18. For some of the less ornate exemplaires de dédicace presented to Cardinal Mazarin, see Isabelle de Conihout, "Les reliures de Mazarin," in Mazarin, les lettres et les arts, published by the Bibliothèque mazarine (Paris, 2006), especially pp. 288, 290; and for a truly "exuberant" dedication copy offered by some libraires, see Un temps d'exubérance, les arts décoratifs sous Louis XIII et Anne d'Autriche, published by the Réunion des musées nationaux (Paris, 2002), p. 413. Isabelle de Conihout provides evidence about the recompense offered to Henri Albi, S.J., the donor of a fat red morocco-leather book. Described as a "livre donné et dédié," the book has considerably more gold tooling than the binding ordered by Édouard and Mathas. Father Albi was given 50 livres (p. 283). Judging from Naudé's "Grand catalogue" of Mazarin's library, the book was not presented to the Cardinal himself, but to one or another of his librarians. I. de Conihout also points out that one specific fer ("iron") bearing the arms of Mazarin was used between 1644 and 1661 by binder Le Gascon, for a succession of exemplaires de dédicace (pp. 281-284). In other words, the "iron" of a prestigious person tended to be available at only one bindery, and this exclusiveness doubtlessly tended to inflate prices.

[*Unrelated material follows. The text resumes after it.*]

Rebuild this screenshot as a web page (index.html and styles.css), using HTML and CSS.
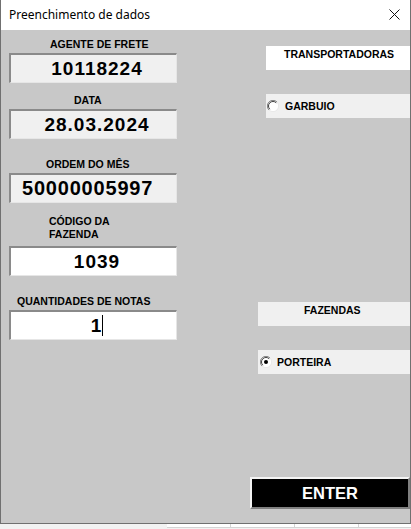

Another source reveals how an author went about having a dedication approved by Philippe II d’Orléans: a spokesman (in this case the abbé Richard, who was speaking on behalf of the author of a book about dance!) would eventually "par[venir] à se glisser [dans le cabinet du duc] ... et présent[er] au prince l’épître dédicatoire que lui adressait un sieur Bonnet en tête d’une Histoire générale de la Danse sacrée et profane," P.E Lémontey, quoted by Dom H. Leclercq, Histoire de la Régence (Paris, 1921), III, p. 439.

19. The book is mentioned on p. 431 of Édouard's second edition of Pierre Amand's Nouvelles observations sur la pratique des accouchemens... , 1715.

20. BnF, ms. fr. 22107, "Jacques Édouard."